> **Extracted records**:
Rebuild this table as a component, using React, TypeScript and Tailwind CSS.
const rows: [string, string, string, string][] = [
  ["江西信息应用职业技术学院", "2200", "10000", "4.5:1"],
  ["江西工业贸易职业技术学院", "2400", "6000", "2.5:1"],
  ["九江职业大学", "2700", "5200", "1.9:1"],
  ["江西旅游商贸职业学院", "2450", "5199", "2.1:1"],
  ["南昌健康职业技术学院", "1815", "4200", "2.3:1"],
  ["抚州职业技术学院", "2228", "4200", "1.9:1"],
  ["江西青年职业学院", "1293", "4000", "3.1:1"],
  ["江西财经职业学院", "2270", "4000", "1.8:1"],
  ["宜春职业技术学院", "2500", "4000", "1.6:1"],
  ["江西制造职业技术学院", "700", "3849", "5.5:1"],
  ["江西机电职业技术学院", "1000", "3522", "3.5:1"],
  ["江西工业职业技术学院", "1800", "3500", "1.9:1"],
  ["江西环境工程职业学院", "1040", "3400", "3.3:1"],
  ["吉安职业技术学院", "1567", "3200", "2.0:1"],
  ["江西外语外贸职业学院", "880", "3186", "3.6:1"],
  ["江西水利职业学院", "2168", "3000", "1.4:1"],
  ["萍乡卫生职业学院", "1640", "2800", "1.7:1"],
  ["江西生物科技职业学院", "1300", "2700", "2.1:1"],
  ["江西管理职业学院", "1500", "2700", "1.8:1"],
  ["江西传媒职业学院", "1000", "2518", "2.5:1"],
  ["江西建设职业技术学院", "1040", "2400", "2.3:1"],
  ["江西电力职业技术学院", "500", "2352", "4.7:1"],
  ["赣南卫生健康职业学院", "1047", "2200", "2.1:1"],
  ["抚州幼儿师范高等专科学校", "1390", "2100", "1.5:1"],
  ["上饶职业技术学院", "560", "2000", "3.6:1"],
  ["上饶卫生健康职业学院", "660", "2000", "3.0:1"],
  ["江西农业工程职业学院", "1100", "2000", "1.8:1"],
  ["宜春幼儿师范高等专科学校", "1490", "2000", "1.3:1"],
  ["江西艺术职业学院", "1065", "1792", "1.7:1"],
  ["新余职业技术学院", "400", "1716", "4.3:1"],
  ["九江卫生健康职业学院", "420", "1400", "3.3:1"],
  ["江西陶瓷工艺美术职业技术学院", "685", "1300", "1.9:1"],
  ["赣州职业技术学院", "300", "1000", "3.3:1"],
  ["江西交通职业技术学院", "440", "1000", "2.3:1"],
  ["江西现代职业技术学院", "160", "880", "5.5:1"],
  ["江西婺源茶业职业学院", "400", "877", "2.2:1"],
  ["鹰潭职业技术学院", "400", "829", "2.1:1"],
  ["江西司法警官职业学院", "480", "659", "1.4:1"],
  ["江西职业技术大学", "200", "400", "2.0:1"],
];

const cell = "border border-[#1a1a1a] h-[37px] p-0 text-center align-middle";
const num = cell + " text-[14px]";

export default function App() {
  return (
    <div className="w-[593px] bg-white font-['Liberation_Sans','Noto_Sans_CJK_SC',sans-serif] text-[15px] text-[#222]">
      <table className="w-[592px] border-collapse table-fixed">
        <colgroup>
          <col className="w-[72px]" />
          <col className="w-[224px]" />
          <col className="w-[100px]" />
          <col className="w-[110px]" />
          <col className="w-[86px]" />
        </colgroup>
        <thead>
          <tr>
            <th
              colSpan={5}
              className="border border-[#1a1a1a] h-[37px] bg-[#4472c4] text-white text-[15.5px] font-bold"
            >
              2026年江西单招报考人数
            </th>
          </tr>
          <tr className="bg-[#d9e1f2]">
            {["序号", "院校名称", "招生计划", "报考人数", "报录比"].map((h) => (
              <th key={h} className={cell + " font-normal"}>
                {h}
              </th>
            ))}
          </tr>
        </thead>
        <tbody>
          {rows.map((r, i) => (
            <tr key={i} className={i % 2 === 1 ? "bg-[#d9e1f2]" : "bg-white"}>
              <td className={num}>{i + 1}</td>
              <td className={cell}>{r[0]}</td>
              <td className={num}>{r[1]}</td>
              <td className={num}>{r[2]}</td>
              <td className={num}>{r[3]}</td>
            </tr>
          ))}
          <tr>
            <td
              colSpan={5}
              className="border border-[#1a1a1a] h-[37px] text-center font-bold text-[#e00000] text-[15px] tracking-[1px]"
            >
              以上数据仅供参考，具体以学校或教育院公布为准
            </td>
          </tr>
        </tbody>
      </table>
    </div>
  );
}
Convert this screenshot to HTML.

> **WHAT TO WORK ON**:
From the entries above, copy every line that holds the word "this".

> **PROBLEM SOLUTION**:
Rebuild this table as a component, using React, TypeScript and Tailwind CSS.
Convert this screenshot to HTML.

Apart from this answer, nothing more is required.